Dataset excerpt

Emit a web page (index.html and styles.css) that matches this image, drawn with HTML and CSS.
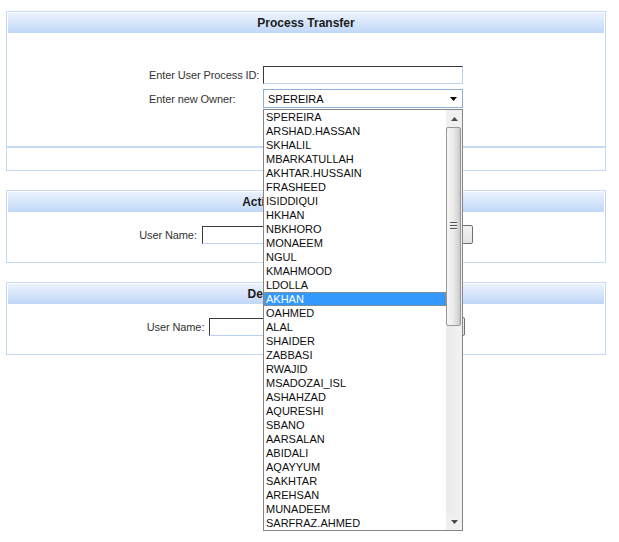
FILE: index.html
```html
<!DOCTYPE html>
<html>
<head>
<meta charset="utf-8">
<title>Process Transfer</title>
<link rel="stylesheet" href="styles.css">
</head>
<body>
<div class="page">
  <section class="panel">
    <div class="panel-head">Process Transfer</div>
    <div class="panel-body transfer-body">
      <div class="form-grid">
        <div class="label">Enter User Process ID:</div>
        <div class="text-in wide"></div>
        <div class="label">Enter new Owner:</div>
        <div class="select-wrap">
          <div class="select">
            <span class="select-val">SPEREIRA</span>
            <svg class="select-arrow" width="7" height="4" viewBox="0 0 7 4"><path d="M0 0H7L3.5 4Z" fill="#000"/></svg>
          </div>
          <div class="listbox">
            <div class="options">
              <div class="opt">SPEREIRA</div>
              <div class="opt">ARSHAD.HASSAN</div>
              <div class="opt">SKHALIL</div>
              <div class="opt">MBARKATULLAH</div>
              <div class="opt">AKHTAR.HUSSAIN</div>
              <div class="opt">FRASHEED</div>
              <div class="opt">ISIDDIQUI</div>
              <div class="opt">HKHAN</div>
              <div class="opt">NBKHORO</div>
              <div class="opt">MONAEEM</div>
              <div class="opt">NGUL</div>
              <div class="opt">KMAHMOOD</div>
              <div class="opt">LDOLLA</div>
              <div class="opt selected">AKHAN</div>
              <div class="opt">OAHMED</div>
              <div class="opt">ALAL</div>
              <div class="opt">SHAIDER</div>
              <div class="opt">ZABBASI</div>
              <div class="opt">RWAJID</div>
              <div class="opt">MSADOZAI_ISL</div>
              <div class="opt">ASHAHZAD</div>
              <div class="opt">AQURESHI</div>
              <div class="opt">SBANO</div>
              <div class="opt">AARSALAN</div>
              <div class="opt">ABIDALI</div>
              <div class="opt">AQAYYUM</div>
              <div class="opt">SAKHTAR</div>
              <div class="opt">AREHSAN</div>
              <div class="opt">MUNADEEM</div>
              <div class="opt">SARFRAZ.AHMED</div>
            </div>
            <div class="scrollbar">
              <div class="sb-btn">
                <svg width="7" height="4" viewBox="0 0 7 4"><path d="M3.5 0L7 4H0Z" fill="#4a4a4a"/></svg>
              </div>
              <div class="sb-thumb">
                <div class="grip"><i></i><i></i><i></i></div>
              </div>
              <div class="sb-track"></div>
              <div class="sb-btn">
                <svg width="7" height="4" viewBox="0 0 7 4"><path d="M0 0H7L3.5 4Z" fill="#4a4a4a"/></svg>
              </div>
            </div>
          </div>
        </div>
      </div>
    </div>
    <div class="panel-foot"><div class="btn transfer-btn"></div></div>
  </section>

  <section class="panel">
    <div class="panel-head">Activate User Account</div>
    <div class="panel-body user-body">
      <div class="user-row">
        <div class="label">User Name:</div>
        <div class="text-in user-in"></div>
        <div class="btn act-btn"></div>
      </div>
    </div>
  </section>

  <section class="panel">
    <div class="panel-head">Delete User Account</div>
    <div class="panel-body user-body">
      <div class="user-row">
        <div class="label">User Name:</div>
        <div class="text-in user-in"></div>
        <div class="btn del-btn"></div>
      </div>
    </div>
  </section>
</div>
</body>
</html>
```

FILE: styles.css
```css
html, body {
  margin: 0;
  padding: 0;
  background: #ffffff;
}

body {
  min-height: 542px;
  font-family: "Liberation Sans", Arial, sans-serif;
  font-size: 11px;
  color: #333333;
}

.page {
  padding: 11px 0 0 6px;
  width: 600px;
  min-height: 531px;
  display: flex;
  flex-direction: column;
  gap: 19px;
}

.panel {
  border: 1px solid #c3d9f7;
  padding: 1px 1px 0 1px;
  background: #ffffff;
}

.panel-head {
  height: 20px;
  line-height: 20px;
  text-align: center;
  font-weight: bold;
  font-size: 12px;
  color: #1c1c1c;
  background: linear-gradient(to bottom, #ebf2fd 0%, #d6e5fb 50%, #c0d7f8 100%);
}

.transfer-body {
  height: 113px;
  padding-top: 33px;
  box-sizing: border-box;
}

.form-grid {
  display: grid;
  grid-template-columns: 114px 200px;
  grid-template-rows: 18px 19px;
  row-gap: 5px;
  justify-content: center;
  align-items: center;
}

.label {
  color: #333333;
  white-space: nowrap;
  letter-spacing: -0.1px;
}

.text-in {
  box-sizing: border-box;
  height: 18px;
  border-style: solid;
  border-width: 1px;
  border-color: #3a3a3a #b9d0ee #b9d0ee #3a3a3a;
  background: #ffffff;
}

.wide {
  width: 200px;
}

.select-wrap {
  position: relative;
  width: 200px;
  height: 19px;
}

.select {
  box-sizing: border-box;
  height: 19px;
  border: 1px solid #8fb0d6;
  background: #ffffff;
  display: flex;
  align-items: center;
  justify-content: space-between;
  padding: 0 5px 0 4px;
  color: #000000;
}

.select-arrow {
  display: block;
}

.listbox {
  position: absolute;
  left: 0;
  top: 20px;
  z-index: 10;
  width: 200px;
  box-sizing: border-box;
  border: 1px solid #858585;
  background: #ffffff;
  display: flex;
}

.options {
  width: 182px;
}

.opt {
  height: 14px;
  line-height: 14px;
  padding-left: 2px;
  color: #0d0d0d;
  white-space: nowrap;
}

.opt.selected {
  background: #3399ff;
  color: #ffffff;
  outline: 1px dotted #c8843a;
  outline-offset: -1px;
}

.scrollbar {
  width: 16px;
  background: #f0f0f0;
  display: flex;
  flex-direction: column;
}

.sb-btn {
  height: 17px;
  display: flex;
  align-items: center;
  justify-content: center;
  background: #f0f0f0;
}

.sb-btn svg {
  display: block;
}

.sb-thumb {
  height: 199px;
  box-sizing: border-box;
  margin-right: 1px;
  border: 1px solid #989898;
  border-radius: 2px;
  background: linear-gradient(to right, #f5f5f5 0%, #ececec 45%, #dcdcdc 75%, #c9c9c9 100%);
  display: flex;
  align-items: center;
  justify-content: center;
}

.grip {
  display: flex;
  flex-direction: column;
  gap: 1px;
  margin-top: -1px;
}

.grip i {
  display: block;
  width: 7px;
  height: 1px;
  background: #555555;
  border-bottom: 1px solid #f4f4f4;
}

.sb-track {
  flex: 1;
  background: linear-gradient(to right, #eaeaea 0%, #f2f2f2 100%);
}

.panel-foot {
  height: 22px;
  margin: 0 -1px;
  border-top: 2px solid #c3d9f7;
  display: flex;
  align-items: center;
  justify-content: center;
}

.btn {
  box-sizing: border-box;
  height: 19px;
  border: 1px solid #707070;
  border-radius: 2px;
  background: linear-gradient(to bottom, #f4f4f4, #e2e2e2);
}

.transfer-btn {
  width: 70px;
}

.user-body {
  height: 50px;
  box-sizing: border-box;
  padding-top: 13px;
}

.user-row {
  display: flex;
  align-items: center;
  justify-content: center;
}

.user-row .label {
  margin-right: 5px;
}

.user-in {
  width: 200px;
  margin-right: 3px;
}

.act-btn {
  width: 68px;
}

.del-btn {
  width: 53px;
}
```
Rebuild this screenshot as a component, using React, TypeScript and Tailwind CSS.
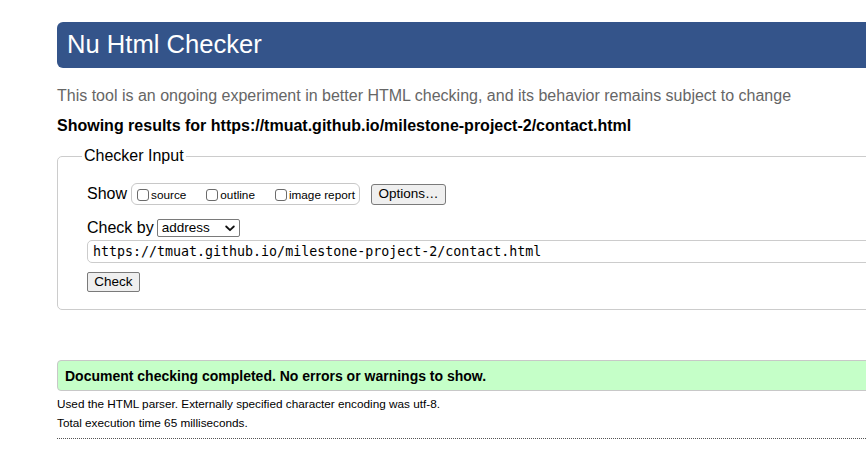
export default function App() {
  const options = [
    { label: "source", gap: "mr-[20px]" },
    { label: "outline", gap: "mr-[20px]" },
    { label: "image report", gap: "" },
  ];

  return (
    <div className="w-[866px] h-[468px] overflow-hidden bg-white pt-[22px] pl-[57px] font-['Liberation_Sans',Arial,sans-serif] text-black">
      <div className="w-[900px]">
        {/* Title bar */}
        <div className="h-[46px] bg-[#34548a] rounded-l-[6px] pl-[10px] flex items-center text-white text-[25.6px] leading-none">
          Nu Html Checker
        </div>

        <p className="mt-[19px] text-[16px] leading-[18px] text-[#666]">
          This tool is an ongoing experiment in better HTML checking, and its behavior remains subject to change
        </p>
        <p className="mt-[12px] text-[16px] leading-[18px] font-bold">
          Showing results for https://tmuat.github.io/milestone-project-2/contact.html
        </p>

        {/* Checker input */}
        <fieldset className="mt-[12px] border border-[#ccc] rounded-l-[5px] pl-[29px] pb-[17px]">
          <legend className="ml-[-5px] px-[2px] text-[16px] leading-[18px]">Checker Input</legend>

          <div className="mt-[18px] flex items-center h-[22px]">
            <span className="text-[16px] leading-[18px]">Show</span>
            <div className="ml-[4px] h-[22px] w-[229px] border border-[#c8c8c8] rounded-[6px] flex items-center pl-[5px] pt-[1px]">
              {options.map((o) => (
                <label key={o.label} className={`flex items-center ${o.gap}`}>
                  <span className="w-[12px] h-[12px] border border-[#6b6b6b] rounded-[3px] bg-white" />
                  <span className="ml-[2px] text-[11.75px] leading-none">{o.label}</span>
                </label>
              ))}
            </div>
            <button className="ml-[11px] h-[21px] w-[75px] border border-[#7a7a7a] rounded-[3px] bg-[#efefef] text-[13.5px] leading-none flex items-center justify-center">
              Options…
            </button>
          </div>

          <div className="mt-[14px] flex items-center h-[18px]">
            <span className="text-[16px] leading-[18px]">Check by</span>
            <div className="ml-[3px] h-[18px] w-[83px] border border-[#7a7a7a] rounded-[2px] bg-white flex items-center justify-between pl-[4px] pr-[4px]">
              <span className="text-[13.5px] leading-none">address</span>
              <svg width="10" height="7" viewBox="0 0 10 7" fill="none" stroke="#111" strokeWidth="1.8" strokeLinecap="round" strokeLinejoin="round">
                <path d="M1.2 1.5 5 5.2 8.8 1.5" />
              </svg>
            </div>
          </div>

          <div className="mt-[3px] h-[23px] border border-[#ccc] rounded-l-[5px] flex items-center pl-[5px] font-['DejaVu_Sans_Mono',monospace] text-[13.3px] leading-none">
            https://tmuat.github.io/milestone-project-2/contact.html
          </div>

          <button className="mt-[9px] h-[20px] w-[53px] border border-[#7a7a7a] rounded-[2px] bg-[#efefef] text-[13.5px] leading-none flex items-center justify-center">
            Check
          </button>
        </fieldset>

        {/* Result */}
        <div className="mt-[50px] h-[31px] bg-[#c5ffc8] border border-[#c8c8c8] rounded-l-[4px] flex items-center pl-[7px] text-[14px] font-bold leading-none">
          Document checking completed. No errors or warnings to show.
        </div>

        <p className="mt-[3px] text-[11.75px] leading-[19px]">
          Used the HTML parser. Externally specified character encoding was utf-8.
        </p>
        <p className="text-[11.75px] leading-[19px]">Total execution time 65 milliseconds.</p>
        <div className="mt-[6px] w-[809px] border-b border-dotted border-[#555]" />
      </div>
    </div>
  );
}
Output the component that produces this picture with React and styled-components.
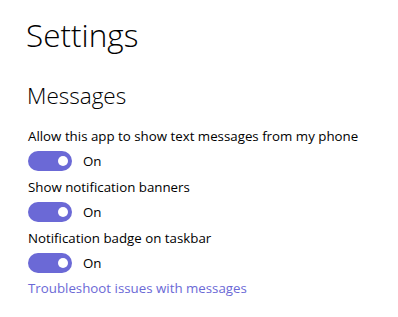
import React, { useState } from 'react';
import styled, { createGlobalStyle } from 'styled-components';

const GlobalStyle = createGlobalStyle`
  html, body {
    margin: 0;
    padding: 0;
    background: #ffffff;
  }
  body {
    font-family: "Open Sans", "Noto Sans", sans-serif;
    color: #000000;
  }
`;

const Page = styled.div`
  padding: 13px 20px 0 28px;
  display: flex;
  flex-direction: column;
  align-items: flex-start;
`;

const Title = styled.h1`
  margin: 0 0 0 -2px;
  font-size: 31.5px;
  font-weight: 300;
  line-height: 43px;
`;

const SectionTitle = styled.h2`
  margin: 24px 0 0 -1px;
  font-size: 22.5px;
  font-weight: 300;
  line-height: 31px;
`;

const Setting = styled.div`
  display: flex;
  flex-direction: column;
  margin-top: ${(p) => (p.$first ? '15px' : '6px')};
`;

const Label = styled.div`
  font-size: 13.3px;
  line-height: 20px;
  white-space: nowrap;
`;

const ToggleRow = styled.label`
  display: flex;
  align-items: center;
  gap: 11px;
  margin-top: 5px;
  height: 20px;
  font-size: 13.3px;
  line-height: 20px;
  cursor: pointer;
`;

const Track = styled.span`
  position: relative;
  width: 44px;
  height: 20px;
  border-radius: 10px;
  background: ${(p) => (p.$on ? '#6b69d6' : '#ffffff')};
  border: ${(p) => (p.$on ? 'none' : '2px solid #000000')};
  box-sizing: border-box;
  flex-shrink: 0;
`;

const Knob = styled.span`
  position: absolute;
  top: 5px;
  left: ${(p) => (p.$on ? '30px' : '4px')};
  width: 10px;
  height: 10px;
  border-radius: 50%;
  background: ${(p) => (p.$on ? '#ffffff' : '#000000')};
`;

const Link = styled.a`
  margin-top: 5px;
  font-size: 13.3px;
  line-height: 20px;
  color: #6b69d6;
  text-decoration: none;
  cursor: pointer;
`;

function Toggle({ label, first }) {
  const [on, setOn] = useState(true);
  return (
    <Setting $first={first}>
      <Label>{label}</Label>
      <ToggleRow onClick={() => setOn(!on)}>
        <Track $on={on}>
          <Knob $on={on} />
        </Track>
        <span>{on ? 'On' : 'Off'}</span>
      </ToggleRow>
    </Setting>
  );
}

export default function App() {
  return (
    <>
      <GlobalStyle />
      <Page>
        <Title>Settings</Title>
        <SectionTitle>Messages</SectionTitle>
        <Toggle first label="Allow this app to show text messages from my phone" />
        <Toggle label="Show notification banners" />
        <Toggle label="Notification badge on taskbar" />
        <Link>Troubleshoot issues with messages</Link>
      </Page>
    </>
  );
}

# Given task
From the entries, copy out each line containing the word "image".

# Solution
Emit a web page (index.html and styles.css) that matches this image, drawn with HTML and CSS.
    { label: "image report", gap: "" },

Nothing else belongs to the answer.